What a special day it has been. I picked up my first foster today. What a little sweetheart she is. Her story - Little Miss Rosie came from a BYB in Tallahassee, FL who kept her Malts in a shed behind her house. Whatever the reason, she decided to get rid of her 4 Maltese, and contacted NCMR. Mary had someone get the dogs and transport them to the Orlando area. There is a very nice lady there that does small dog rescue and works with NCMR. She has 14 fosters in her house now. Mary called me to ask if I could foster one. Yahoo!! I been waiting to get my first foster. Did I luck out. I got this adorable girl who 1 1/2 years old. She is just as sweet as can be. She was spayed two days ago and still very quiet. I'm sure she is still uncomfortable. She has been great not bothering her incision. So far she has been great in her pen and using potty pads. I can't wait till she feels better and we can do some training. She doesn't know how to walk on leash, but so far she has let me do anything I want to her. I have a feeling that will change when she back to feeling 100%.

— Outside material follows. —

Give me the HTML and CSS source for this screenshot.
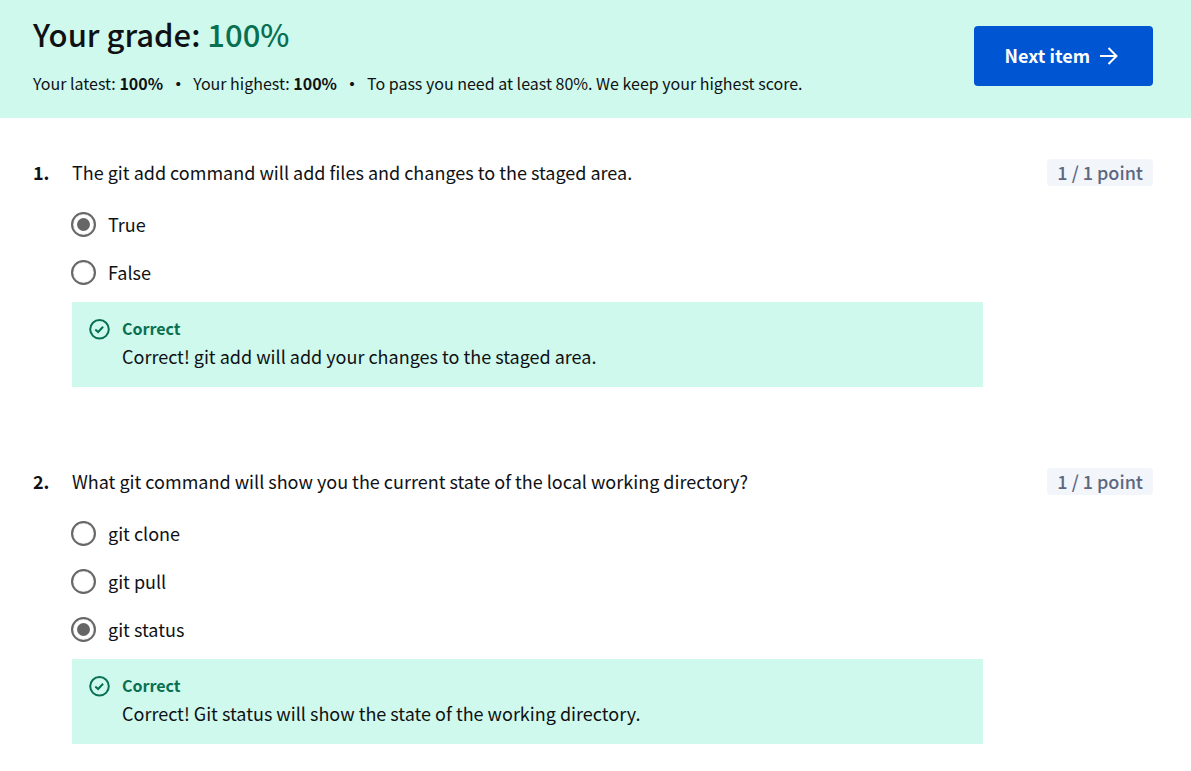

She's a little thing, as least compared to Bogie. Now we will really fine out how I do as a foster mom. Anyone looking for a great little girl should apply to NCMR for her. I don't think little sweethearts like this come along too often. She looks to be a pruebred Maltese. Although she is a little too thin right now, I'm sure she fatten up in my house. Everyone gets fat here. LOL Here she is. She needs a bath and some grooming, but that will have to wait till her incision heals. C;ick photo for more pics.


----------



## mimi2 (Mar 29, 2005)

She is truly precious! :wub: :wub: :wub: Thanks for taking her into your home!!! :aktion033: :aktion033: :aktion033:


----------



## Reillies_mom (Jan 29, 2009)

Oh, Ms. Reva - you sound so excited and I can certainly see why - Wow she is a cute little thing!!! She looks so tiny.
How exciting this must be for you, thank you for helping little Rosie out - if she could talk I am sure she would say THANKS! But I am sure your payment will come in the form of licks  
Keep us updated!


----------



## gibbert (Jan 13, 2005)

Miss Reva, this is awesome! I know how long you've wanted to foster a little girl. Oh my goodness, she is unbelievably precious! Can't wait for more photos. So ... any chance her "foster" status will be changing soon? Hmmmmm? Big hugs!


----------



## Lennabella (Mar 29, 2007)

Aww Reva -she is cute and tiny - I think perhaps she'd be a keeper for Bogie - he looks happy to be next to her .. looks like she has a slight overbite which makes her even cuter ..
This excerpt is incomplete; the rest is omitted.